Number 1: to avoid spoilers for the people who haven’t seen it.
But Number 2: Because pilots are like bibles. And what I mean by that, there’s a concept called the “Show Bible” which is probably one of the most important concepts if you want to sell a TV show.
So what the hell is a bible? Well, the concept of a show bible actually began as a very different tool than it is now. Back in the day, the bible was a tool for new writers coming on to the show. What would happen was this shows are run really long time usually they will develop by a show runner and a team of writers. But eventually after many years, show runners or a writer might leave the show and new writers would be brought on. And as an existing writer, you don’t want to spend all your time explaining to the new writer, “No we already did that in Episode 14. These are the things that can happen. No, this character would never do that.”
So what happened instead was TV shows are built to run for a really long time and the producers didn’t want the nature of the show to change. Because the whole reason that an audience comes to a show is because they want a certain feeling.
They want a very specific feeling delivered to their living room every single day. And if suddenly the feeling of the show changes or suddenly the rules of the show change with a new writer, the audience may associate feeling they’re not getting that feeling anymore.
And when they do that, they’re very quick to hit the channel button and change the channel on their television or their streaming. So the idea of a show bible is: We’ve educating the new writers about what already happened on the show. What the rules of the show were that it evolved over years and years and years.
What are the kinds of things that the character does? What are the kinds of things that the character would never do? Those little secrets that you get, that you develop as you get to know your characters over many years.
What’s interesting is that back in those days the show runner would never dream of writing a show bible. In fact, the show bible was created by the assistant who would just sit and take notes on the episodes as they aired and the conversations that were held in the writer’s room. And in this way, the bible was a naturally evolving document that kind of documented the life cycle of the show, rather than what it is today.
Today, the TV Bible is really a sales document. When a producer buys a TV show, they’re not just buying a great pilot episode and that means when you, as a writer, sell a TV show, you have to do more than just write a great pilot episode.
TV pilots are almost entirely different than feature films in that feature films are a contained unit, TV is a series, whether it’s a comedy, a drama, even a web series or a miniseries is a replicable unit. Meaning when a producer buys your pilot, they’re not just buying the first episode and they’re not just buying season one.
They’re actually buying the first five seasons, maybe the first ten seasons. They’re buying the ability to replicate a very specific feeling and a very specific kind of drama or comedy every single week (or every single episode if it’s more than that for its releasing model). And today, more and more, they are buying the structure that’s going to force the audience to binge-watch, to keep on clicking to the next episode, next episode, next episode.

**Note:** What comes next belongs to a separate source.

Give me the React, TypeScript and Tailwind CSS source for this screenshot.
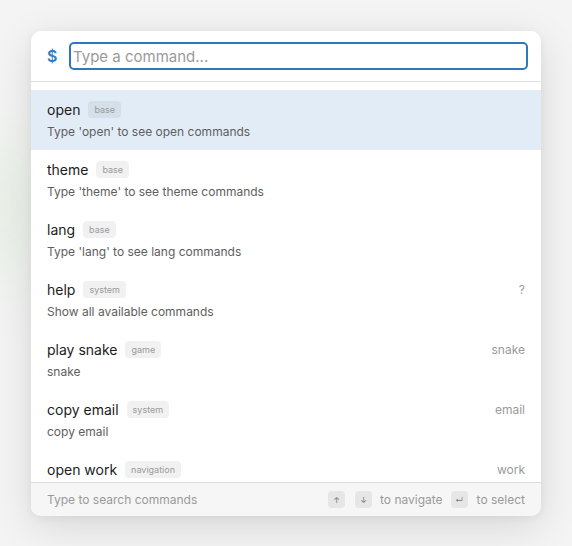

Just like back in the day when all series were released once a week rather than all at the same time. They were designed to leave you waiting for the next episode.
Feature films are built on a feeling of completion, whereas TV series are built to leave you feeling just a little bit incomplete. To leave you longing for just a little more. But they have to then, in the next episode, fulfill that longing or you’ll going to change your channel.

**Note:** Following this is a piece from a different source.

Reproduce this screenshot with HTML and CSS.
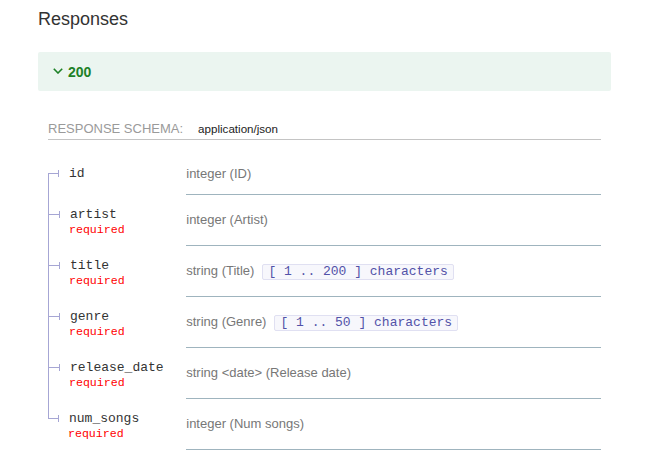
FILE: index.html
```html
<!DOCTYPE html>
<html lang="en">
<head>
<meta charset="utf-8">
<title>Responses</title>
<link rel="stylesheet" href="styles.css">
</head>
<body>
<div class="page">
  <h3 class="title">Responses</h3>
  <div class="resp">
    <div class="resp-head">
      <svg class="chev" width="10" height="6" viewBox="0 0 10 6"><polyline points="0.8,0.8 5,5 9.2,0.8" fill="none" stroke="#1d8127" stroke-width="1.6"/></svg>
      <strong>200</strong>
    </div>
    <div class="resp-body">
      <div class="schema-head"><span class="schema-label">Response Schema:</span><span class="media">application/json</span></div>
      <table class="props">
        <tr class="first">
          <td class="name-cell"><span class="bullet"></span><span class="pname">id</span></td>
          <td class="details">integer (ID)</td>
        </tr>
        <tr>
          <td class="name-cell"><span class="bullet"></span><span class="pname">artist</span><div class="req">required</div></td>
          <td class="details">integer (Artist)</td>
        </tr>
        <tr>
          <td class="name-cell"><span class="bullet"></span><span class="pname">title</span><div class="req">required</div></td>
          <td class="details">string (Title)<span class="constraint">[ 1 .. 200 ] characters</span></td>
        </tr>
        <tr>
          <td class="name-cell"><span class="bullet"></span><span class="pname">genre</span><div class="req">required</div></td>
          <td class="details">string (Genre)<span class="constraint">[ 1 .. 50 ] characters</span></td>
        </tr>
        <tr>
          <td class="name-cell"><span class="bullet"></span><span class="pname">release_date</span><div class="req">required</div></td>
          <td class="details">string &lt;date&gt; (Release date)</td>
        </tr>
        <tr class="last">
          <td class="name-cell"><span class="bullet"></span><span class="pname">num_songs</span><div class="req">required</div></td>
          <td class="details">integer (Num songs)</td>
        </tr>
      </table>
    </div>
  </div>
</div>
</body>
</html>
```
FILE: styles.css
```css
body {
  margin: 0;
  background: #fff;
  font-family: "Liberation Sans", Arial, sans-serif;
}
.page {
  width: 573px;
  margin-left: 38px;
  padding-top: 8px;
}
.title {
  margin: 0 0 22px;
  font-size: 18px;
  line-height: 22px;
  font-weight: 400;
  color: #333;
}
.resp-head {
  display: flex;
  align-items: center;
  height: 39px;
  padding: 0 15px;
  background: #ebf5f0;
  border-radius: 2px;
  color: #1d8127;
  font-size: 14px;
}
.chev {
  margin-right: 5px;
  margin-top: -1px;
}
.resp-body {
  padding: 28px 10px 0;
}
.schema-head {
  display: flex;
  align-items: baseline;
  line-height: 20px;
  border-bottom: 1px solid #c4c4c4;
}
.schema-label {
  font-size: 13px;
  text-transform: uppercase;
  color: #9a9a9a;
  margin-right: 15px;
}
.media {
  font-size: 11.6px;
  color: #222;
}
.props {
  width: 100%;
  margin-top: 14px;
  border-spacing: 0;
}
.name-cell {
  width: 25%;
  vertical-align: top;
  white-space: nowrap;
  padding: 10px 10px 11px 0;
  border-left: 1px solid #a6a6d4;
  font-family: "Liberation Mono", "Courier New", monospace;
  font-size: 13px;
  line-height: 20px;
  color: #333;
}
.first .name-cell,
.last .name-cell {
  border-left-width: 0;
  background-repeat: no-repeat;
  background-position: top left;
  background-size: 1px 100%;
}
.first .name-cell {
  background-image: linear-gradient(to bottom, transparent 20px, #a6a6d4 20px);
}
.last .name-cell {
  background-image: linear-gradient(to bottom, #a6a6d4 20px, transparent 20px);
}
.bullet {
  margin-right: 10px;
}
.bullet::before {
  content: "";
  display: inline-block;
  vertical-align: middle;
  width: 10px;
  height: 1px;
  background: #a6a6d4;
}
.bullet::after {
  content: "";
  display: inline-block;
  vertical-align: middle;
  width: 1px;
  height: 7px;
  background: #a6a6d4;
}
.req {
  margin-left: 20px;
  font-size: 11.6px;
  line-height: 10px;
  color: #f00;
}
.details {
  width: 75%;
  vertical-align: middle;
  padding: 10px 0;
  border-bottom: 1px solid #9fb4be;
  font-size: 13px;
  line-height: 20px;
  color: #777;
}
.constraint {
  display: inline-block;
  margin-left: 8px;
  padding: 0 5px;
  border: 1px solid #e0e0f2;
  border-radius: 2px;
  background: #f7f7fc;
  font-family: "Liberation Mono", "Courier New", monospace;
  font-size: 13px;
  line-height: 14px;
  color: #5252a8;
  vertical-align: middle;
}
```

So what a show bible is today is a way of explaining that what happens in the pilot is not just a one trick wonder. That you as a writer already have a system and a plan that will allow you to replicate this series for episode after episode after episode, giving the audience something that feel at once different but also the same. And the structure that allows that replication to happen is something called an ‘Engine.’

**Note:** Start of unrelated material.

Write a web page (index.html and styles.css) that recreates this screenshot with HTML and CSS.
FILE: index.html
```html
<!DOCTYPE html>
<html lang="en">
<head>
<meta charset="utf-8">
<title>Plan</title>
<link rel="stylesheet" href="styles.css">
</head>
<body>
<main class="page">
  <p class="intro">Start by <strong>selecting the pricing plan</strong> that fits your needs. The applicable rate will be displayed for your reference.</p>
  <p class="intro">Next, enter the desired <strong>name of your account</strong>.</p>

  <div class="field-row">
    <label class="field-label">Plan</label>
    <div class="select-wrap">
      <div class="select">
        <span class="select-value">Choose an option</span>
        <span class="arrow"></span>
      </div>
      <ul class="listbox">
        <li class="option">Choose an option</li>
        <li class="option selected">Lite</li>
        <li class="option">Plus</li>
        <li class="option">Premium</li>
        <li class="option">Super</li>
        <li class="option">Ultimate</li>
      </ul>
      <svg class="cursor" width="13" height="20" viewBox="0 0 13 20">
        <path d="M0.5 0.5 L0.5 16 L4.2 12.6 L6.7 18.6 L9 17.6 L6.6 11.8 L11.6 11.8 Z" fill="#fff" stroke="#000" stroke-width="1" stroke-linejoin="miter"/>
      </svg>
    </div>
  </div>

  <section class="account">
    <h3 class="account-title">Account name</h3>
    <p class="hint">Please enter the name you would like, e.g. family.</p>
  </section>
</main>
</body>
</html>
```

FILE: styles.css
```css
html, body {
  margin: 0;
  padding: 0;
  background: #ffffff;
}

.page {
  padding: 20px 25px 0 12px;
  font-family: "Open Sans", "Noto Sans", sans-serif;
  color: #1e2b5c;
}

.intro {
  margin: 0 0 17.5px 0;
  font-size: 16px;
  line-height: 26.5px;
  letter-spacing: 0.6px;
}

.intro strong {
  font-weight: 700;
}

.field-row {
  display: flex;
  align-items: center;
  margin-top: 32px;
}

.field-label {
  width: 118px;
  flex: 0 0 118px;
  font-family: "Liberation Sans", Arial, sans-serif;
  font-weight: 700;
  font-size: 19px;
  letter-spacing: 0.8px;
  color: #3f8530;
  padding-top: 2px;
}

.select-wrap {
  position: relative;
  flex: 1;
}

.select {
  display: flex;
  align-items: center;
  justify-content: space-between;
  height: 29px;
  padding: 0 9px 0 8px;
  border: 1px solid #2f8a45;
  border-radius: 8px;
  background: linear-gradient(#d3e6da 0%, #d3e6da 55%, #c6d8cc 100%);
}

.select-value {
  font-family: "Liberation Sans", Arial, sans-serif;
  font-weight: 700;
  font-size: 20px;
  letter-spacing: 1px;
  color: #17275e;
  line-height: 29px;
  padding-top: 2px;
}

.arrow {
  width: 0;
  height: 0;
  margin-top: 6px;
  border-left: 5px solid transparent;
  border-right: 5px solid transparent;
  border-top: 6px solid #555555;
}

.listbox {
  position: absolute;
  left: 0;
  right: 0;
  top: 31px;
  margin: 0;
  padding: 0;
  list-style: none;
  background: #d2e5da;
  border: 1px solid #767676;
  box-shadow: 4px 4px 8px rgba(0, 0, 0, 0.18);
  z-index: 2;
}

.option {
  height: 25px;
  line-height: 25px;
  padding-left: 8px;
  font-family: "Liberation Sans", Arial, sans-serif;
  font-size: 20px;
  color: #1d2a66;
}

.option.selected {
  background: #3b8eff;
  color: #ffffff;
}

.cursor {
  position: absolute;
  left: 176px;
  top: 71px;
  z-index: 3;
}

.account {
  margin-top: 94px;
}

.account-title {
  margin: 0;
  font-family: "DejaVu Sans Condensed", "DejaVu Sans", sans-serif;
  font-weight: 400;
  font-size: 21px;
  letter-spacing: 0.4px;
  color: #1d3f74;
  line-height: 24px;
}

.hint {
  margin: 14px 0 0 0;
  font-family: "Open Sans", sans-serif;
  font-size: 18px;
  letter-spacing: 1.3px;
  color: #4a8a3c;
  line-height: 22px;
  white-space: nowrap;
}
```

When a show has a great engine, that show can run literally forever. Think about Gilligan’s Island: perfect engine. We know exactly what each episode needs to be.
And if you read my articles about Arrested Development you know that Arrested Development actually had the same structure: the same engine each episode.
The only moral member of the family, Michael, is going to come up with a different plan to get the family off that island. Each episode, the parent are going to play all the brothers and sisters up against each other until finally Michael ends up compromising his own morals and his plan gets destroyed. It’s just Gilligan’s Island all over again.
If you think about a show like Seinfeld you can see that even Jerry Seinfeld has an engine. Even the show that’s supposed to be about nothing has an engine. And the engine is: each episode Jerry is going to meet a girl with a completely normal little oddity and each episode Jerry’s going to be completely unable to deal with that little quirk.
And in fact you could see if you watch Curb Your Enthusiasm that Curb Your Enthusiasm is just the same engine without the charm.
In each episode, Larry David is going to find himself in a situation that anybody else in the universe could easily deal with, and his own neuroses are going to turn that situation into uncomfortable hell.
The engine of the show is the area of research around which to build the show: the thing that you have to think about in order to generate episode after episode after episode and if you simply think about that one little area of research, that one little area of brainstorming, you should immediately be able to imagine how to make up episodes forever of your series.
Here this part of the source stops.